There was actually something rather dramatic about QPR's opening (floodlit) home match against Luton on this new surface. The fact that Luton won 2-1 only added to the drama: there was no particular advantage to the home team, as everyone had said there would be. The ball bounced true, if a trifle high at times, and there were none of the predicted burn or graze injuries on players sliding across the fake grass. Visually, the Loftus Road pitch looked good under the lights: here, one felt, for better or worse, is the arena of the future.
Another exciting idea for this season is the award of three points, instead of two, for a win in the League. Once again, the pessimists, who predicted that everyone would be concentrating on defence and therefore produce dull football, have been confounded. The system, in fact, favours those clubs with a confident, goal-seeking approach which is probably why my own favourites, West Ham, are doing so well at the moment. After a nervous start with Brighton (1-1), they followed up with a four-goal defeat of Spurs (all scored by their intellectual striker, David Cross), an away win at Sunderland, and, last Saturday, a 3-2 defeat of Stoke City which for sheer entertainment value quite took the breath away.
There is simply no stopping West Ham who this season will, I predict, win everything there is to win. They win because they play attractive, aggressive football with the emphasis on talent and entertainment on the field of play. They play to win, sure, but they do not play simply in order to score goals. They play, chiefly, to entertain their supporters, who respond with a loyalty and devotion that must be without precedent in the history of football.
By a curious coincidence, on the evening of the day I saw Stoke fall to mighty West Ham, I caught the last performance of Michael Croft's Youth Theatre production of Peter Terson's Zigger Zagger at the Shaw Theatre. Zigger Zagger was written about Stoke City. Originally commissioned for the NYT in the mid-Sixties, it mentions, among other dated topics, Vietnam, the proposed entry of Great Britain into the Common Market, demos in Grosvenor Square, the British Army in Cyprus, even the availability of Saturday evening papers, and yet has remained curiously contemporary. Neither Croft nor Terson has attempted to update Zigger Zagger in any way. Perhaps this is wise. In the 1960s, there was something almost self-indulgent about football violence as a subject for the theatre: now, of course, it is a horrid weekly reality.

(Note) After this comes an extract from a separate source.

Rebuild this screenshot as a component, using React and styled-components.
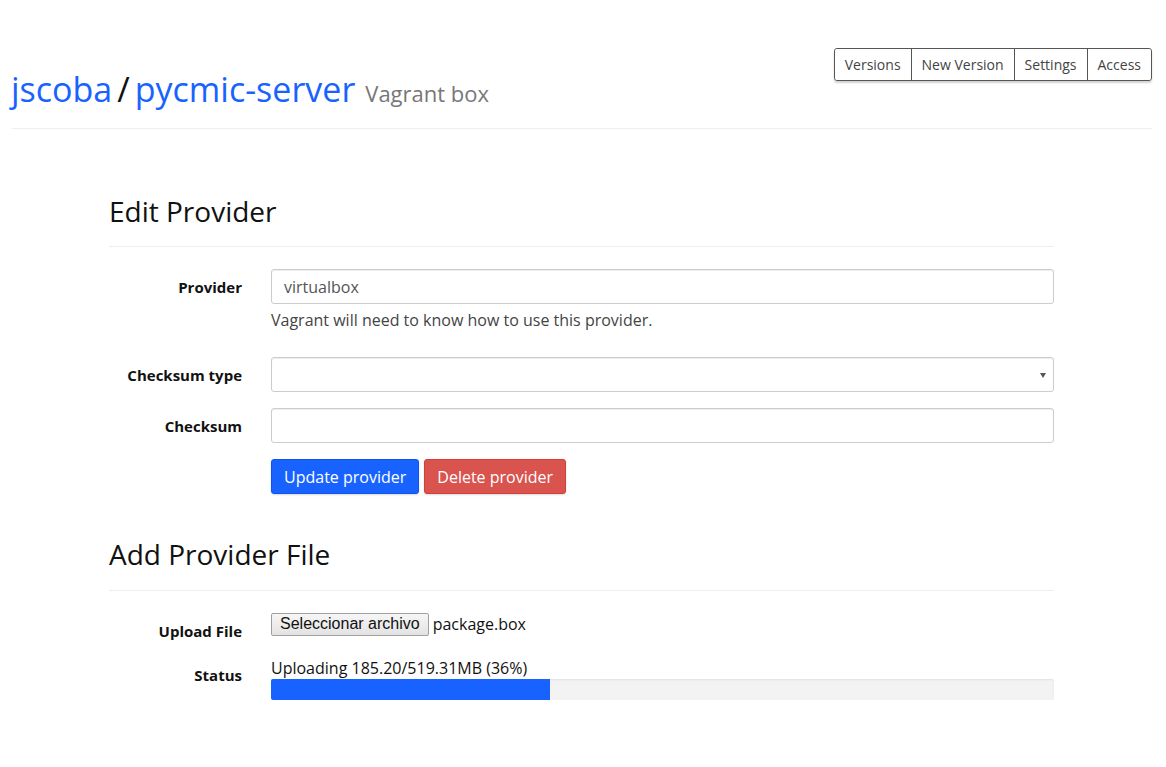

And yet, in his programme note, Croft makes the telling point that 'in 1967 Terson clearly pinpointed the major factors for hooliganism — poor education, youth unemployment or the dreary alternative of dead-end jobs, official cynicism and bureaucratic indifference towards the young and inarticulate, the lack of worthwhile objectives for young people, the breakdown of parental authority — all these, together with the sombre and — to many — unpalatable truth that England had lost not only its industrial and mercantile pre-eminence, but with it the Empire which had once provided adventurous escape routes for unemployed young Englishmen of all classes'.
Where is the writer who could really tackle the football life of the brave new world we live in now? Only, alas, Desmond Morris whose pseudo-analysis, The Soccer Tribe, a coffee-table picture book masquerading as popular anthropology, is currently boring us to death in the Observer magazine. Mr Morris is actually vicechairman of Oxford United who, I am pleased to say, are still struggling in Division Three.